Não fui ontem capaz de escrever algo que prestasse sobre a morte do Vicente Jorge Silva. É provável, aliás, que o texto que agora inicio não seja também capaz de lhe fazer justiça. Mas sinto que devo tentar fazê-lo, quanto mais não seja porque o Vicente me proporcionou algumas das melhores lições, e dos melhores exemplos, de que podia ter beneficiado enquanto jornalista e cidadão.

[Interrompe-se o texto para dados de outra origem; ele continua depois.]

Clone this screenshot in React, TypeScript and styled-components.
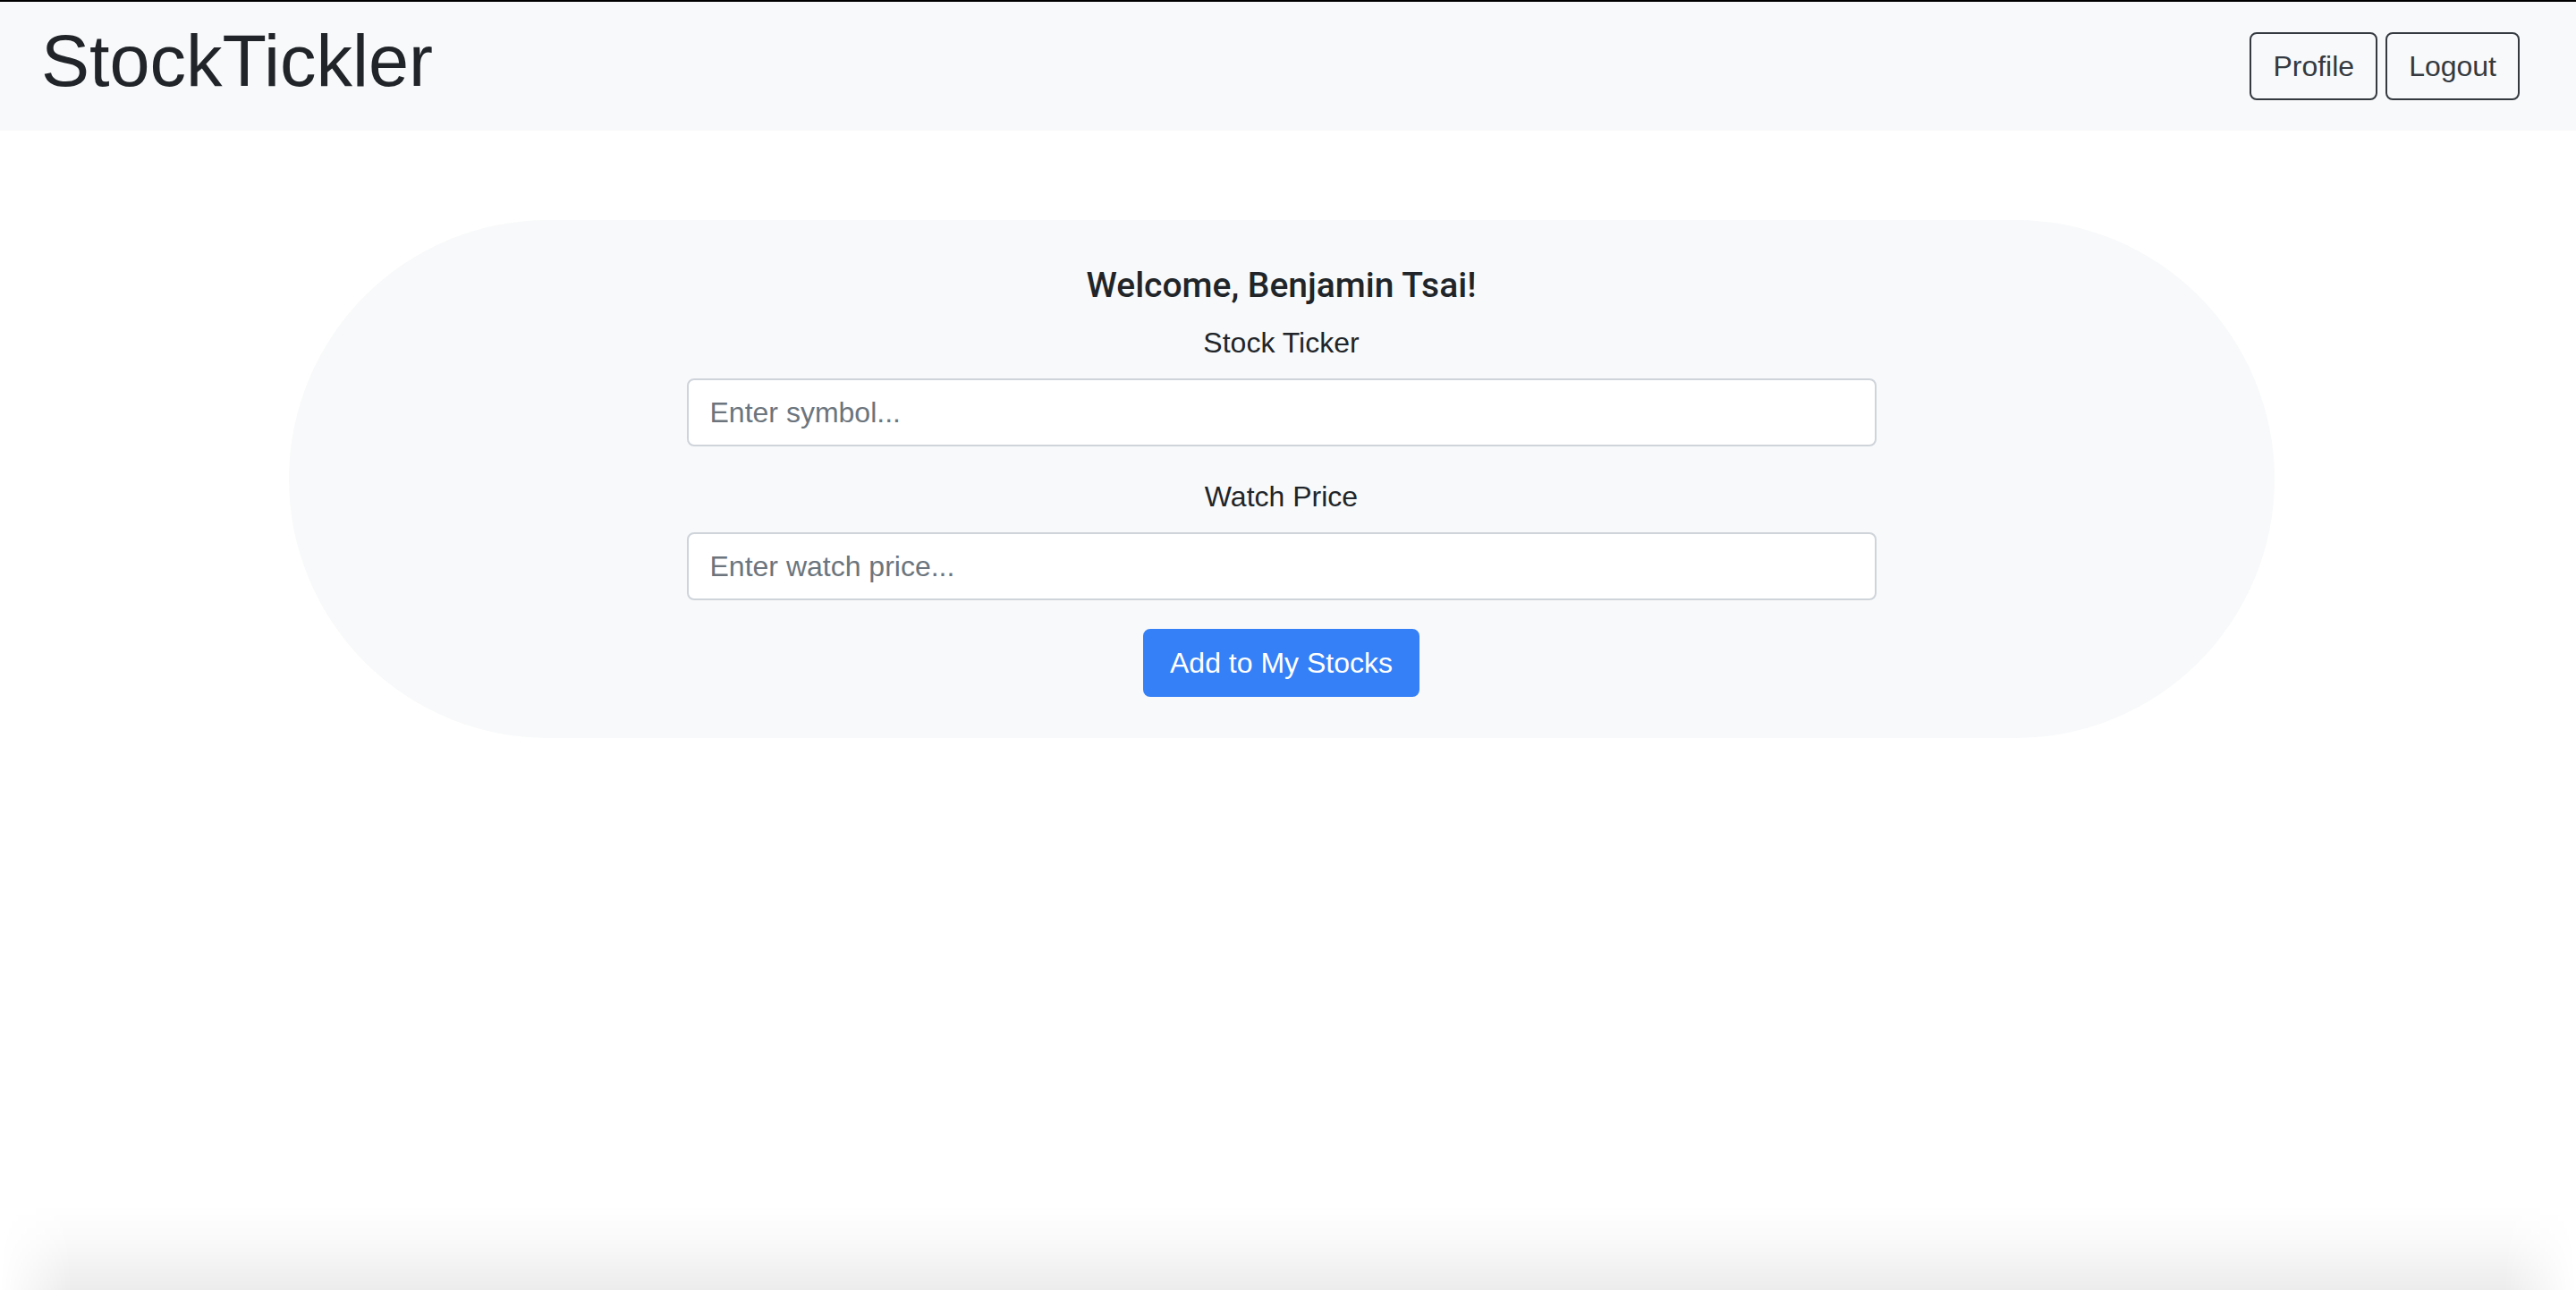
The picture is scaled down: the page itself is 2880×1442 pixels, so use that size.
import React from "react";
import styled, { createGlobalStyle } from "styled-components";

const GlobalStyle = createGlobalStyle`
  html, body {
    margin: 0;
    padding: 0;
    background: #ffffff;
  }
  body {
    font-family: "Liberation Sans", Arial, sans-serif;
    color: #212529;
    min-height: 1442px;
  }
  * { box-sizing: border-box; }
`;

const Page = styled.div`
  min-height: 1442px;
  display: flex;
  flex-direction: column;
`;

const Navbar = styled.header`
  height: 146px;
  border-top: 2px solid #000000;
  background: #f8f9fa;
  display: flex;
  align-items: center;
  justify-content: space-between;
  padding: 0 63px 0 46px;
`;

const Brand = styled.h1`
  margin: 0 0 12px 0;
  font-family: "Liberation Sans", Arial, sans-serif;
  font-size: 81px;
  line-height: 96px;
  font-weight: 400;
  color: #212529;
`;

const NavActions = styled.nav`
  display: flex;
  align-items: center;
  gap: 9px;
`;

const OutlineButton = styled.button`
  height: 76px;
  padding: 12px 24px;
  font-family: "Liberation Sans", Arial, sans-serif;
  font-size: 32px;
  line-height: 48px;
  color: #343a40;
  background: transparent;
  border: 2px solid #343a40;
  border-radius: 8px;
  cursor: pointer;
`;

const Main = styled.main`
  display: flex;
  justify-content: center;
  padding: 100px 15px 0 0;
`;

const Pill = styled.section`
  width: 2220px;
  height: 579px;
  background: #f8f9fa;
  border-radius: 9999px;
  padding: 49px 0 46px;
  display: flex;
  flex-direction: column;
  align-items: center;
`;

const Welcome = styled.h5`
  margin: 0 0 16px;
  font-family: Roboto, "Liberation Sans", Arial, sans-serif;
  font-size: 39px;
  line-height: 48px;
  font-weight: 500;
  color: #212529;
`;

const Form = styled.form`
  width: 1330px;
  display: flex;
  flex-direction: column;
  align-items: center;
`;

const Field = styled.div`
  width: 100%;
  display: flex;
  flex-direction: column;
  align-items: center;
  margin-bottom: 32px;
`;

const Label = styled.label`
  display: block;
  margin-bottom: 16px;
  font-size: 32px;
  line-height: 48px;
  color: #212529;
  text-align: center;
`;

const Input = styled.input`
  width: 100%;
  height: 76px;
  padding: 12px 24px;
  font-family: "Liberation Sans", Arial, sans-serif;
  font-size: 32px;
  line-height: 48px;
  color: #212529;
  background: #ffffff;
  border: 2px solid #ced4da;
  border-radius: 8px;
  outline: none;
  &::placeholder {
    color: #6c757d;
    opacity: 1;
  }
`;

const PrimaryButton = styled.button`
  height: 76px;
  padding: 12px 28px;
  font-family: "Liberation Sans", Arial, sans-serif;
  font-size: 32px;
  line-height: 48px;
  color: #ffffff;
  background: #3580f6;
  border: 2px solid #3580f6;
  border-radius: 8px;
  cursor: pointer;
`;

const WindowShadow = styled.div`
  position: fixed;
  left: 0;
  right: 0;
  bottom: 0;
  height: 96px;
  pointer-events: none;
  background: linear-gradient(to bottom, rgba(0, 0, 0, 0) 0%, rgba(0, 0, 0, 0.02) 40%, rgba(0, 0, 0, 0.075) 100%);
  -webkit-mask-image: linear-gradient(to right, transparent 0px, #000 80px, #000 calc(100% - 80px), transparent 100%);
  mask-image: linear-gradient(to right, transparent 0px, #000 80px, #000 calc(100% - 80px), transparent 100%);
`;

export default function App() {
  return (
    <Page>
      <GlobalStyle />
      <Navbar>
        <Brand>StockTickler</Brand>
        <NavActions>
          <OutlineButton type="button">Profile</OutlineButton>
          <OutlineButton type="button">Logout</OutlineButton>
        </NavActions>
      </Navbar>
      <Main>
        <Pill>
          <Welcome>Welcome, Benjamin Tsai!</Welcome>
          <Form onSubmit={(e) => e.preventDefault()}>
            <Field>
              <Label htmlFor="ticker">Stock Ticker</Label>
              <Input id="ticker" type="text" placeholder="Enter symbol..." />
            </Field>
            <Field>
              <Label htmlFor="watch">Watch Price</Label>
              <Input id="watch" type="text" placeholder="Enter watch price..." />
            </Field>
            <PrimaryButton type="submit">Add to My Stocks</PrimaryButton>
          </Form>
        </Pill>
      </Main>
      <WindowShadow />
    </Page>
  );
}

Não fui amigo do Vicente. Ele foi apenas o meu primeiro director e a força motriz — irrequieta, travessa e genial — de um projecto jornalístico ímpar, que tive a sorte de poder integrar quase desde a fundação, auxiliado apenas pelas insensatas quimeras adolescentes dos meus 18 anos. O idealismo, a ilusão e o rigor que presidiram àqueles primeiros anos do Público foram, por isso, a melhor universidade que podia ter tido e nunca me esqueci da manhã de sábado em que o Vicente resumiu o exercício do jornalismo de qualidade, de referência, à amável tirania do bom senso e do bom gosto.
É evidente que traí inúmeras vezes a melhor lição do Vicente. Continuo a traí-la frequentemente por falta de ponderação, ignorância ou excesso de entusiasmo. Mas quase sempre sou capaz, depois, de perceber e reconhecer o meu erro e de procurar emendá-lo na medida do possível, mantendo vivo o espírito do jornal que teimava em publicar uma secção permanente dedicada a assumir e corrigir os lapsos e falhas em que diariamente incorríamos.

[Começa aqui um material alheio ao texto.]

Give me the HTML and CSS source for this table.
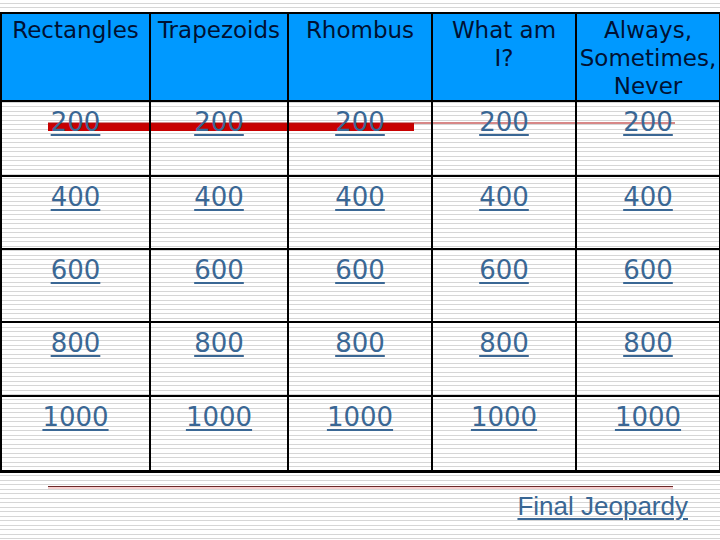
FILE: index.html
```html
<!DOCTYPE html>
<html>
<head>
<meta charset="utf-8">
<link rel="stylesheet" href="styles.css">
</head>
<body>
<div class="slide">
  <svg class="strike" width="720" height="140" viewBox="0 0 720 140">
    <rect x="48" y="123" width="366" height="8" fill="#c80000"/>
    <rect x="48" y="122.5" width="627" height="1" fill="#b01010"/>
  </svg>

  <div class="board">
    <div class="cell head">Rectangles</div>
    <div class="cell head">Trapezoids</div>
    <div class="cell head">Rhombus</div>
    <div class="cell head">What am<br>I?</div>
    <div class="cell head">Always, Sometimes, Never</div>

    <div class="cell"><a class="val" href="#">200</a></div>
    <div class="cell"><a class="val" href="#">200</a></div>
    <div class="cell"><a class="val" href="#">200</a></div>
    <div class="cell"><a class="val" href="#">200</a></div>
    <div class="cell"><a class="val" href="#">200</a></div>

    <div class="cell"><a class="val" href="#">400</a></div>
    <div class="cell"><a class="val" href="#">400</a></div>
    <div class="cell"><a class="val" href="#">400</a></div>
    <div class="cell"><a class="val" href="#">400</a></div>
    <div class="cell"><a class="val" href="#">400</a></div>

    <div class="cell"><a class="val" href="#">600</a></div>
    <div class="cell"><a class="val" href="#">600</a></div>
    <div class="cell"><a class="val" href="#">600</a></div>
    <div class="cell"><a class="val" href="#">600</a></div>
    <div class="cell"><a class="val" href="#">600</a></div>

    <div class="cell"><a class="val" href="#">800</a></div>
    <div class="cell"><a class="val" href="#">800</a></div>
    <div class="cell"><a class="val" href="#">800</a></div>
    <div class="cell"><a class="val" href="#">800</a></div>
    <div class="cell"><a class="val" href="#">800</a></div>

    <div class="cell"><a class="val" href="#">1000</a></div>
    <div class="cell"><a class="val" href="#">1000</a></div>
    <div class="cell"><a class="val" href="#">1000</a></div>
    <div class="cell"><a class="val" href="#">1000</a></div>
    <div class="cell"><a class="val" href="#">1000</a></div>
  </div>

  <div class="footer">
    <div class="rule"></div>
    <div class="final-row"><a class="final" href="#">Final Jeopardy</a></div>
  </div>
</div>
</body>
</html>
```

FILE: styles.css
```css
html, body {
  margin: 0;
  padding: 0;
}

body {
  width: 720px;
  height: 540px;
  overflow: hidden;
  background-color: #ffffff;
  background-image: linear-gradient(to bottom,
    #ffffff 0, #ffffff 3px,
    #d6d6d6 3px, #d6d6d6 4.5px,
    #ffffff 4.5px, #ffffff 7px,
    #d6d6d6 7px, #d6d6d6 8.5px,
    #ffffff 8.5px);
  background-size: 100% 9px;
  font-family: "DejaVu Sans", Verdana, sans-serif;
}

.slide {
  position: relative;
  width: 720px;
  height: 540px;
  overflow: hidden;
  padding-top: 12px;
  box-sizing: border-box;
}

.board {
  position: relative;
  z-index: 1;
  display: grid;
  width: 721px;
  grid-template-columns: 149px 138px 144px 144px 144px;
  grid-template-rows: 88px 75px 73px 73px 74px 73px;
  border-left: 2px solid #000;
  border-top: 2px solid #000;
  border-bottom: 3px solid #000;
}

.cell {
  box-sizing: border-box;
  border-right: 2px solid #000;
  border-bottom: 2px solid #000;
  text-align: center;
  padding-top: 5px;
}

.board > .cell:nth-last-child(-n+5) {
  border-bottom: 0;
}

.head {
  background: #0099ff;
  color: #001133;
  font-size: 23px;
  line-height: 28px;
  padding-top: 2px;
}

.val {
  color: #3a6794;
  font-size: 26px;
  line-height: 30px;
  text-decoration: underline;
  text-decoration-thickness: 2px;
  text-underline-offset: 3px;
}

.footer {
  padding-top: 13px;
}

.rule {
  margin-left: 48px;
  width: 625px;
  height: 1px;
  background: #6e2a2a;
  border-bottom: 2px solid #f6d0d0;
}

.final-row {
  display: flex;
  justify-content: flex-end;
  padding-right: 32px;
  margin-top: 2px;
}

.final {
  font-family: "Liberation Sans", Arial, sans-serif;
  font-size: 26px;
  line-height: 30px;
  color: #3a6794;
  text-decoration: underline;
  text-decoration-thickness: 2px;
  text-underline-offset: 3px;
}

.strike {
  position: absolute;
  left: 0;
  top: 0;
  z-index: 0;
  pointer-events: none;
}
```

O Público com que o Vicente sonhou (com o José Queirós, o Joaquim Fidalgo, o Nuno Pacheco, o Torcato Sepúlveda e tantos outros) fracassou estrepitosamente. O falhanço do projecto deve-se menos, porém, ao advento da internet e das redes sociais do que ao facto de o jornal em que tenho o orgulho de ter trabalhado, e no qual me fiz homem, ter sido concebido para um país educado, exigente, culto, sério e cosmopolita — um país, enfim, que não existia em 1990 ou em 2000, e que apenas se tem aviltado mais e mais. Estamos hoje mais ignorantes, mais superficiais e mais parolos, mais torpes, entregues a misticismos pós-modernos e às ditaduras da aparência, da empáfia, da manipulação e do oportunismo; destituídos, enfim, do bom senso e do bom gosto, da exigência e da coerência que podiam ter sido o maior legado do Vicente Jorge Silva a Portugal (e que este país tragicamente desperdiçou).